Adding Pramac, a team with a good prior record for developing works team talent and a total willingness to do it, is a free hit at rider evaluation. And Yamaha wouldn't have had to use that free hit on a gamble like Quartararo was - a rider with all the theoretical upside in the world but with some truly crummy seasons of grand prix racing wilderness, too.

Instead, it has been given a free run at the Moto2 points leader who is currently rising to the top of an elite four-rider Boscoscuro set-up, who has been pretty-good-to-great in every season he has had in the paddock.

Garcia would be no sure thing - virtually none of the rookies are. He has never towered above his peers the way Quartararo did back in his Spanish Moto3 years. But there's clearly something there.
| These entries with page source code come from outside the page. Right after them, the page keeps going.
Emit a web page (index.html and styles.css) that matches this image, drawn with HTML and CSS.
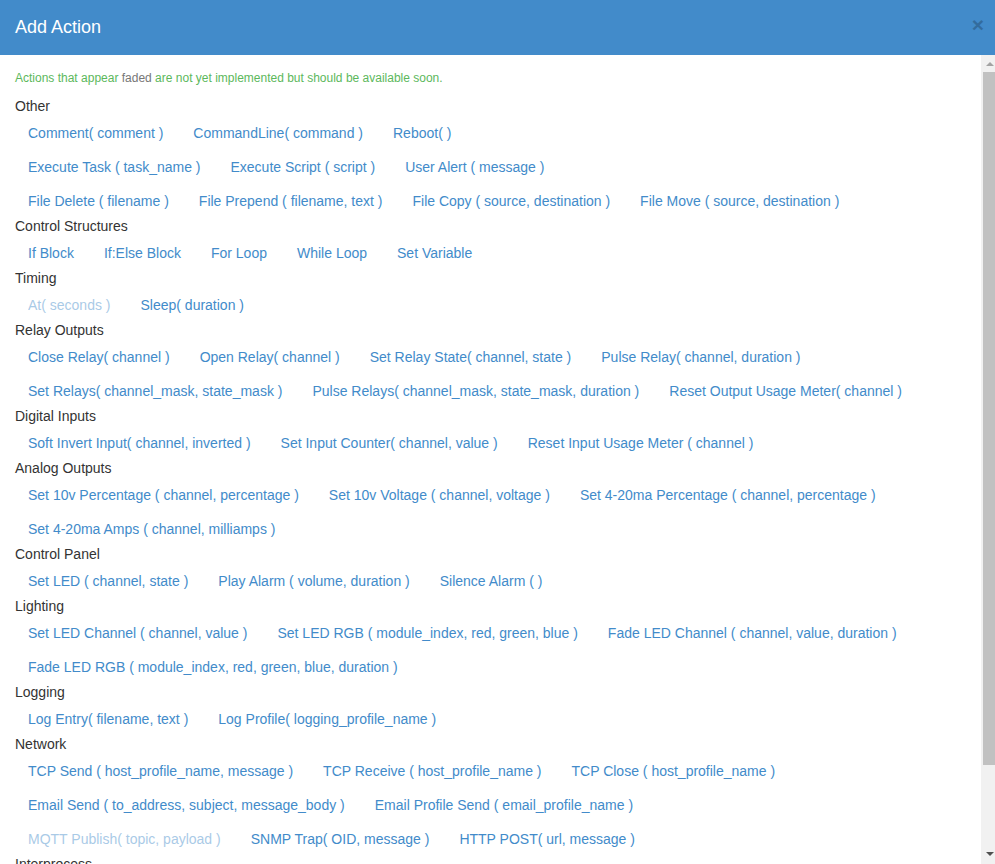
FILE: index.html
```html
<!DOCTYPE html>
<html lang="en">
<head>
    <meta charset="UTF-8">
    <meta name="viewport" content="width=device-width, initial-scale=1.0">
    <title>Add Action</title>
    <link rel="stylesheet" href="styles.css">
</head>
<body>
    <div class="modal">
        <div class="modal-header">
            <button class="close" type="button">&times;</button>
            <h4 class="modal-title">Add Action</h4>
        </div>
        <div class="modal-main">
            <div class="modal-body">
                <p class="note">Actions that appear <span class="faded-word">faded</span> are not yet implemented but should be available soon.</p>

                <h5>Other</h5>
                <div class="action-row">
                    <a class="action">Comment( comment )</a>
                    <a class="action">CommandLine( command )</a>
                    <a class="action">Reboot( )</a>
                </div>
                <div class="action-row">
                    <a class="action">Execute Task ( task_name )</a>
                    <a class="action">Execute Script ( script )</a>
                    <a class="action">User Alert ( message )</a>
                </div>
                <div class="action-row">
                    <a class="action">File Delete ( filename )</a>
                    <a class="action">File Prepend ( filename, text )</a>
                    <a class="action">File Copy ( source, destination )</a>
                    <a class="action">File Move ( source, destination )</a>
                </div>

                <h5>Control Structures</h5>
                <div class="action-row">
                    <a class="action">If Block</a>
                    <a class="action">If:Else Block</a>
                    <a class="action">For Loop</a>
                    <a class="action">While Loop</a>
                    <a class="action">Set Variable</a>
                </div>

                <h5>Timing</h5>
                <div class="action-row">
                    <a class="action disabled">At( seconds )</a>
                    <a class="action">Sleep( duration )</a>
                </div>

                <h5>Relay Outputs</h5>
                <div class="action-row">
                    <a class="action">Close Relay( channel )</a>
                    <a class="action">Open Relay( channel )</a>
                    <a class="action">Set Relay State( channel, state )</a>
                    <a class="action">Pulse Relay( channel, duration )</a>
                </div>
                <div class="action-row">
                    <a class="action">Set Relays( channel_mask, state_mask )</a>
                    <a class="action">Pulse Relays( channel_mask, state_mask, duration )</a>
                    <a class="action">Reset Output Usage Meter( channel )</a>
                </div>

                <h5>Digital Inputs</h5>
                <div class="action-row">
                    <a class="action">Soft Invert Input( channel, inverted )</a>
                    <a class="action">Set Input Counter( channel, value )</a>
                    <a class="action">Reset Input Usage Meter ( channel )</a>
                </div>

                <h5>Analog Outputs</h5>
                <div class="action-row">
                    <a class="action">Set 10v Percentage ( channel, percentage )</a>
                    <a class="action">Set 10v Voltage ( channel, voltage )</a>
                    <a class="action">Set 4-20ma Percentage ( channel, percentage )</a>
                </div>
                <div class="action-row">
                    <a class="action">Set 4-20ma Amps ( channel, milliamps )</a>
                </div>

                <h5>Control Panel</h5>
                <div class="action-row">
                    <a class="action">Set LED ( channel, state )</a>
                    <a class="action">Play Alarm ( volume, duration )</a>
                    <a class="action">Silence Alarm ( )</a>
                </div>

                <h5>Lighting</h5>
                <div class="action-row">
                    <a class="action">Set LED Channel ( channel, value )</a>
                    <a class="action">Set LED RGB ( module_index, red, green, blue )</a>
                    <a class="action">Fade LED Channel ( channel, value, duration )</a>
                </div>
                <div class="action-row">
                    <a class="action">Fade LED RGB ( module_index, red, green, blue, duration )</a>
                </div>

                <h5>Logging</h5>
                <div class="action-row">
                    <a class="action">Log Entry( filename, text )</a>
                    <a class="action">Log Profile( logging_profile_name )</a>
                </div>

                <h5>Network</h5>
                <div class="action-row">
                    <a class="action">TCP Send ( host_profile_name, message )</a>
                    <a class="action">TCP Receive ( host_profile_name )</a>
                    <a class="action">TCP Close ( host_profile_name )</a>
                </div>
                <div class="action-row">
                    <a class="action">Email Send ( to_address, subject, message_body )</a>
                    <a class="action">Email Profile Send ( email_profile_name )</a>
                </div>
                <div class="action-row">
                    <a class="action disabled">MQTT Publish( topic, payload )</a>
                    <a class="action">SNMP Trap( OID, message )</a>
                    <a class="action">HTTP POST( url, message )</a>
                </div>

                <h5>Interprocess</h5>
                <div class="action-row">
                    <a class="action">Set Shared Variable( name, value )</a>
                    <a class="action">Get Shared Variable( name )</a>
                </div>
            </div>
            <div class="scrollbar">
                <div class="scroll-btn"><span class="arrow-up"></span></div>
                <div class="scroll-thumb"></div>
                <div class="scroll-track"></div>
                <div class="scroll-btn"><span class="arrow-down"></span></div>
            </div>
        </div>
    </div>
</body>
</html>
```

FILE: styles.css
```css
html, body {
    margin: 0;
    height: 100%;
    overflow: hidden;
}

body {
    font-family: "Liberation Sans", Arial, sans-serif;
    font-size: 14px;
    line-height: 1.42857;
    color: #333;
    background: #fff;
}

.modal {
    display: flex;
    flex-direction: column;
    height: 100vh;
}

.modal-header {
    background-color: #428bca;
    color: #fff;
    padding: 15px;
    height: 25px;
    flex: none;
}

.modal-title {
    margin: 0;
    font-size: 18px;
    font-weight: normal;
    line-height: 25px;
}

.close {
    float: right;
    margin-top: -1px;
    margin-right: -4px;
    padding: 0;
    border: 0;
    background: transparent;
    font-family: "Liberation Sans", Arial, sans-serif;
    font-size: 21px;
    font-weight: bold;
    line-height: 1;
    color: #000;
    opacity: 0.22;
    cursor: pointer;
}

.modal-main {
    flex: 1;
    min-height: 0;
    display: flex;
}

.modal-body {
    flex: 1;
    overflow: hidden;
    padding: 15px;
}

/* scrollbar drawn by hand, the browser hides its own */
.scrollbar {
    width: 14px;
    flex: none;
    display: flex;
    flex-direction: column;
    background: #f1f1f1;
}

.scroll-btn {
    height: 17px;
    flex: none;
}

.arrow-up,
.arrow-down {
    display: block;
    width: 0;
    height: 0;
    margin-left: 5px;
    border-left: 4px solid transparent;
    border-right: 4px solid transparent;
}

.arrow-up {
    margin-top: 7px;
    border-bottom: 4px solid #a3a3a3;
}

.arrow-down {
    margin-top: 5px;
    border-top: 4px solid #505050;
}

.scroll-thumb {
    height: 693px;
    margin-left: 2px;
    background: #c1c1c1;
    flex: none;
}

.scroll-track {
    flex: 1;
}

.note {
    margin: 0 0 10px;
    font-size: 12px;
    line-height: 17px;
    color: #5cb85c;
}

.faded-word {
    color: #777;
}

h5 {
    margin: 0;
    font-size: 14px;
    font-weight: normal;
    line-height: 18px;
    color: #333;
}

.action-row {
    display: flex;
    gap: 4px;
}

.action {
    display: inline-block;
    padding: 7px 12px 5px;
    border: 1px solid transparent;
    line-height: 20px;
    color: #428bca;
    white-space: nowrap;
    cursor: pointer;
}

.action.disabled {
    opacity: 0.45;
    cursor: not-allowed;
}
```
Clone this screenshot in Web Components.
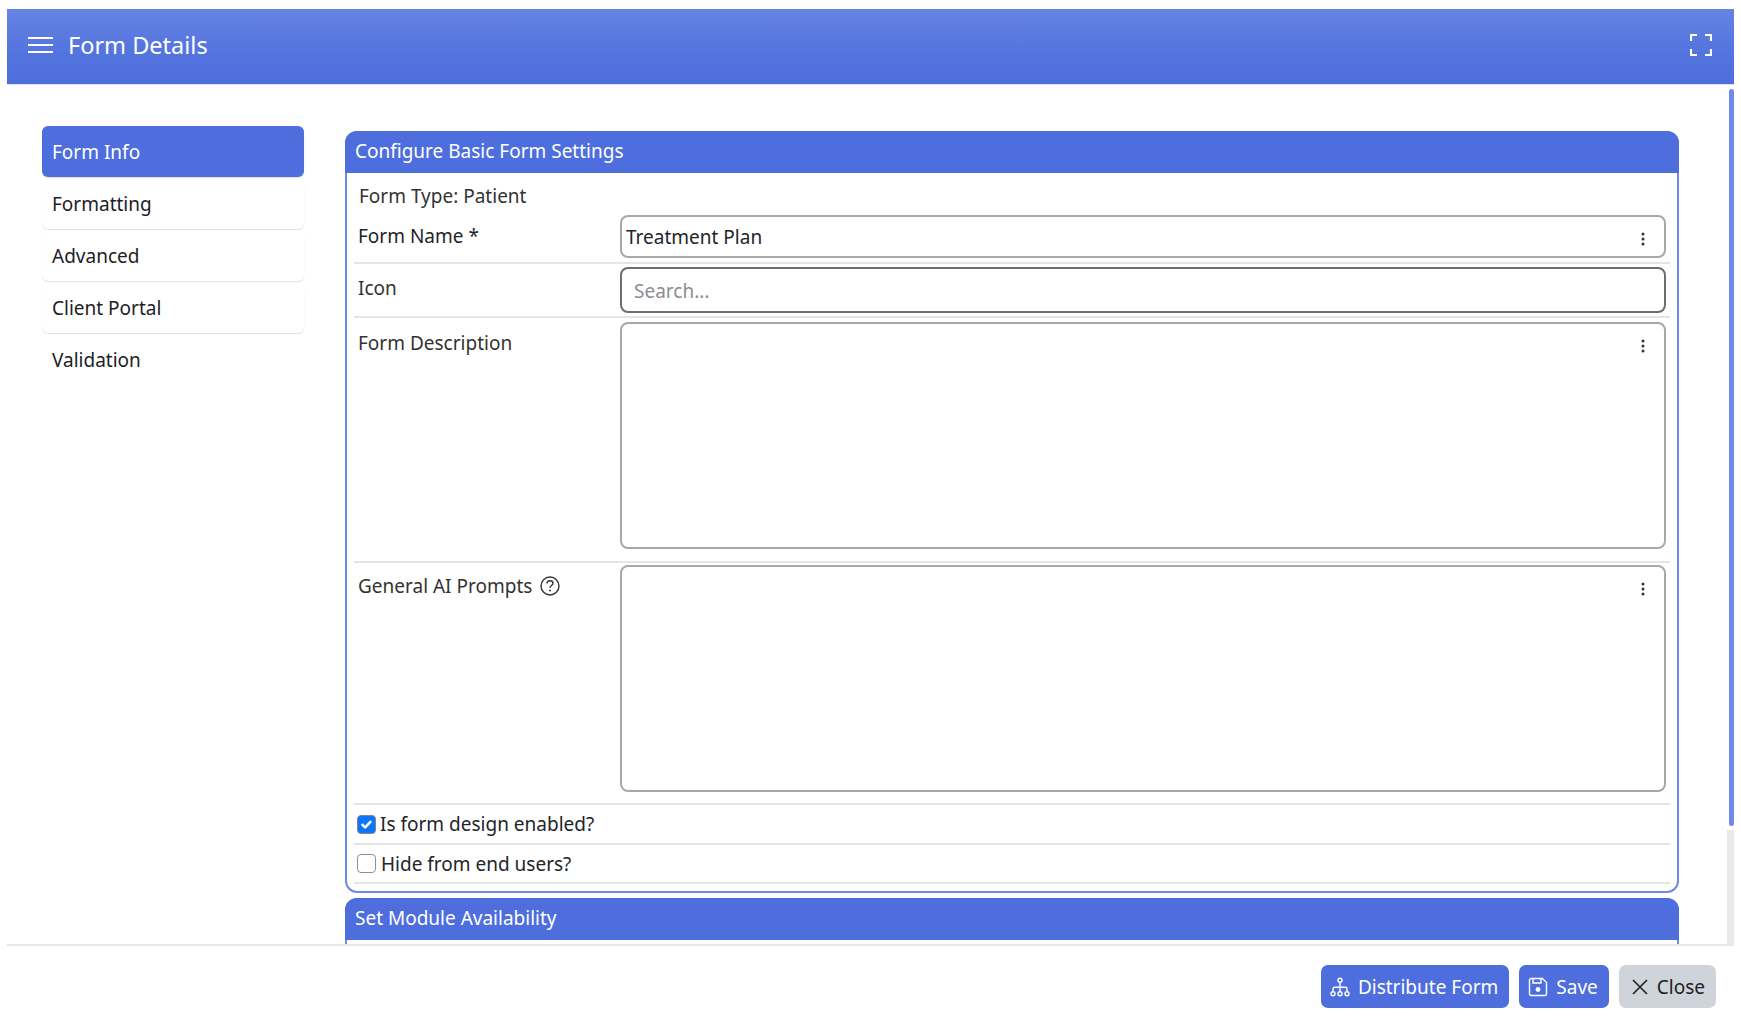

And he could hardly be doing more this year in particular - if peaking at the right time is a skill, how about Garcia going from 20th on the first lap to fourth at the chequered to extend his Moto2 lead last time out at Silverstone?

There's no certainty Garcia would go quicker than Miller within a timespan that's enough for Yamaha, or that he would ever achieve as much as Miller has done in MotoGP. Miller, too, was a hot shot in the lower classes of grand prix racing once, as was Oliveira. That's how most of them end up where they are.

But Yamaha chiefs will more or less know what they'd be getting in both. With Garcia, they don't.

How can they resist the temptation to find out? How can anyone, after the lesson of that 'happy accident' 2019 Petronas SRT seat?